While the transition of Candy’s farm was partly circumstantial, it came after a lifetime of being unsettled by an industry marred by death. 

“I have always had a relationship with ‘death’,” he says. “From a young age growing up on a farm, you become aware and witness when animals become ill and die or have to be put down by the vets or slaughter men. We have a saying in farming: ‘where there’s livestock, there’s deadstock’. I can honestly say that in my whole time, I never became ‘conditioned’ to witness the end of an animal’s life. This is probably a good thing, otherwise I would not question my actions.”

His experience of family tragedy helped him see the farming of animals through a new lense.

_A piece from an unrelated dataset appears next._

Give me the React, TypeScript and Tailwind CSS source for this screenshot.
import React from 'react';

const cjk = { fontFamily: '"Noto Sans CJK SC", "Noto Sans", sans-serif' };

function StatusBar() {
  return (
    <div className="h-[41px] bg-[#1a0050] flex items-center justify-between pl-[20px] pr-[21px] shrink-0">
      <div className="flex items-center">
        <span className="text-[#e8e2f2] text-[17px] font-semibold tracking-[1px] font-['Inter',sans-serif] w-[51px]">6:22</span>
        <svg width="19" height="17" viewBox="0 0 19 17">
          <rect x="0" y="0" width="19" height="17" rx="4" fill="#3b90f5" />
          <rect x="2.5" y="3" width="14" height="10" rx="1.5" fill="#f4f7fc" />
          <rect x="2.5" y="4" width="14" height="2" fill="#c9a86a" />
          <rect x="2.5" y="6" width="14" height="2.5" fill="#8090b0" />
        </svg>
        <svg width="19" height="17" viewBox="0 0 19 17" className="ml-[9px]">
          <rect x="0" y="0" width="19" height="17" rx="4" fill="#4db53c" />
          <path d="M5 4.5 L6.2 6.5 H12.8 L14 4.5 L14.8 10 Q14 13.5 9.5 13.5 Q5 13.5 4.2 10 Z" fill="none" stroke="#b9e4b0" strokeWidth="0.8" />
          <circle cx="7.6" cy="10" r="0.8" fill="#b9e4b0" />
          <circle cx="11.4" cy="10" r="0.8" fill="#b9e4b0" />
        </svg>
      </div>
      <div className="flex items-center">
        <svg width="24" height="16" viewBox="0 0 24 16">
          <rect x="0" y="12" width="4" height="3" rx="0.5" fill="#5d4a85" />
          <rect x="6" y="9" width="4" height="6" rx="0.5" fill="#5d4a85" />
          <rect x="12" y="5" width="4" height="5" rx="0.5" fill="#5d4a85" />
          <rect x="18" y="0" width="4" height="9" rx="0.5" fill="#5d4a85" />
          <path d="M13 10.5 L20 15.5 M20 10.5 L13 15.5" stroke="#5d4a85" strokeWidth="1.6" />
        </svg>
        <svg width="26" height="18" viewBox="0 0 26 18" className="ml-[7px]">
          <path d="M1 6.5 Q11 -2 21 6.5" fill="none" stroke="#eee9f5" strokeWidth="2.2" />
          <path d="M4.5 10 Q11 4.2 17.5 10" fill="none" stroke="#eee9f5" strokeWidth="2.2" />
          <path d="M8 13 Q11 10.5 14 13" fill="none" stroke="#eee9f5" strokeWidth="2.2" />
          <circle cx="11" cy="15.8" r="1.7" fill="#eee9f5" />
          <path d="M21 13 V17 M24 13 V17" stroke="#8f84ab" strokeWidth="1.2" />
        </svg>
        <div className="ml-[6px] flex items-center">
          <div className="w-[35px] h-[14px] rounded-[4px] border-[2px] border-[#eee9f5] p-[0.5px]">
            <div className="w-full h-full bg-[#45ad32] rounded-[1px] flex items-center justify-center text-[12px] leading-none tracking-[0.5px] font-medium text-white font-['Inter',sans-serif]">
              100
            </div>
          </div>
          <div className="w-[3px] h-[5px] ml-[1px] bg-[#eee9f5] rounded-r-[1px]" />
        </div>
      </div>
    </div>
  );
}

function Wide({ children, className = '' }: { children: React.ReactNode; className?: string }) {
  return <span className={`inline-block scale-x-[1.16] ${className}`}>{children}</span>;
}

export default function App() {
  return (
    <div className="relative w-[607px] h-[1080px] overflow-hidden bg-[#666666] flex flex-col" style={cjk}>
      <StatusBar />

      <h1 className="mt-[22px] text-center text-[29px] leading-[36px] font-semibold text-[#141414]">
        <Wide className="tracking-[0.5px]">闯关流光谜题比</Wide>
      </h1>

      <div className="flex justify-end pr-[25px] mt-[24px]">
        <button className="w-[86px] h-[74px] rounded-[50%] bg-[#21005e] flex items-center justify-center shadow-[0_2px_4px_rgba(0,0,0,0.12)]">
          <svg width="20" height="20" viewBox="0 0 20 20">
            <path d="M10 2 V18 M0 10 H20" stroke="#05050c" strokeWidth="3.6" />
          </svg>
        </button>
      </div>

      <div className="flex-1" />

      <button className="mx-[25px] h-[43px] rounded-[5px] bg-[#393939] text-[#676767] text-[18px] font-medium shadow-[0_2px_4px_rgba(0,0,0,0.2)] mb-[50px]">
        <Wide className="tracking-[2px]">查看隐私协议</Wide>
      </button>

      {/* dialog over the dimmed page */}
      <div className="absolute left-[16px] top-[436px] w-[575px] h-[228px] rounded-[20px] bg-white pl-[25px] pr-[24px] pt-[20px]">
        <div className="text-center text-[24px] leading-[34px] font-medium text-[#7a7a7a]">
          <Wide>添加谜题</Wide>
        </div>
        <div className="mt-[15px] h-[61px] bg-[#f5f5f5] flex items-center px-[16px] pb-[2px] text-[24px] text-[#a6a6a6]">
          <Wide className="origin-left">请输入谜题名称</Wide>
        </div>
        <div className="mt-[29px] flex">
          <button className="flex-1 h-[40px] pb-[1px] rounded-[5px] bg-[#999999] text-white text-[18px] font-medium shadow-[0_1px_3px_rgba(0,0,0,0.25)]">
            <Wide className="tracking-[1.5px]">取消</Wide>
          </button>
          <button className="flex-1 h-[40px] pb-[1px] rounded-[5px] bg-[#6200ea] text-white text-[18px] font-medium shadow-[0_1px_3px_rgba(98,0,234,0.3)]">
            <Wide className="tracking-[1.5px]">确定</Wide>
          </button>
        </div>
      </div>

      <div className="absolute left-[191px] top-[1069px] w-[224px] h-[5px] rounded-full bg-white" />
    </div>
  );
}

In 2018, his father became seriously ill and was fighting for his life in intensive care. “I had some beef animals which were ready to go to market but I couldn’t sell them because of my father’s imminent possibility of death,” he says. “This experience puts everything into context.”

The following year, he lost his brother-in-law in a car accident, and his mother died of breast cancer in 2021. “The culmination of all these events, gives you a very deep understanding about life and death. It’s important to understand that we are all human. And this is the ‘why’ of why I have decided to be a vegan farmer – no more deaths and hopefully no more pain.”

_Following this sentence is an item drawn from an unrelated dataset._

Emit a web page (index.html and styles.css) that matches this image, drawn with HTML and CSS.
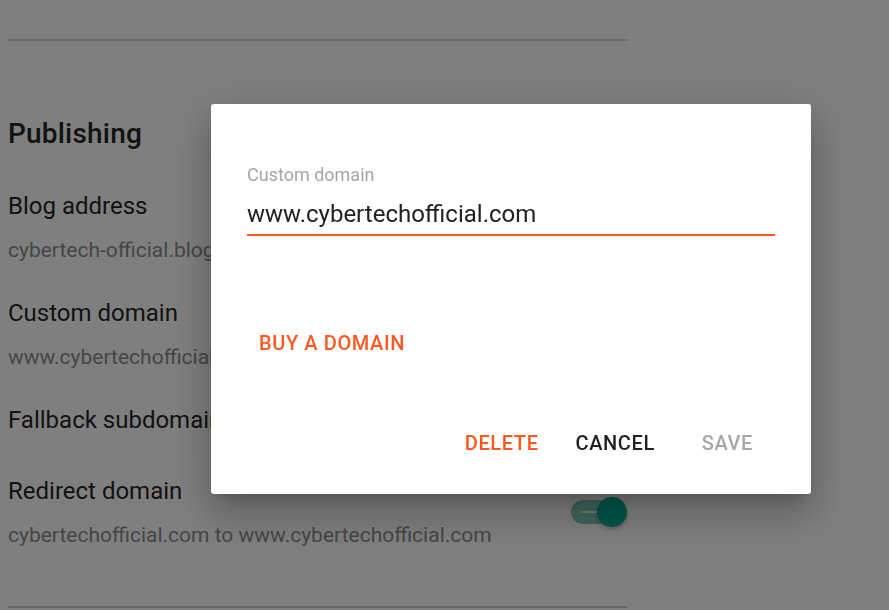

Response from the farming community

Dorset farmer Laurence Candy's dairy cows, who now live in a sanctuary
Laurence Candy After Candy moved away from animal farming, he moved his cows to a sanctuary

As part of the transition, Candy gave the 28 cows remaining on his farm to Hillside Animal Sanctuary in Norfolk. He received a great deal of media interest in his decision, and even received a PETA award for allowing his herd to be rescued. 

This, he says, sparked backlash from within the farming community.

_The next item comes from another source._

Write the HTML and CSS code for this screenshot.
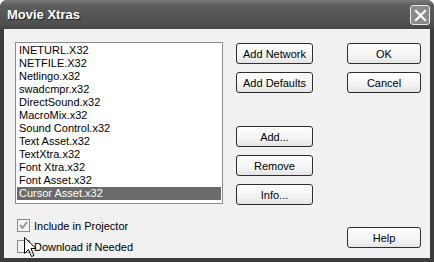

“There’s been a lot of negative criticism about what I am doing,” he says. “On social media they have mocked me, implied I am mad and you can’t farm without animals. What has shocked me is that they criticised the sanctuary move. None can see the good in what I have done, and even said I was irresponsible.”

Candy adds, however, that he’s had a great deal of support from the vegan community, even receiving letters from “complete strangers” thanking him and offering him help.

The future of farming

Candy hopes that his story will provide inspiration to farmers. He is also calling on the farming and vegan communities to work on their “fractious relationship” and make moves to better understand each other. 

“Both sides have created a culture of hatred. Hatred galvanizes the mind, it determines outcomes before reasoning,” he says. “My story represents a successful outcome. I was simply prepared to listen to someone else’s point of view… I hope I have shown the way forward and if the vegan community really wants to see changes, I hope they will themselves get behind this Biocyclic Vegan Standard movement and change the world for the better.”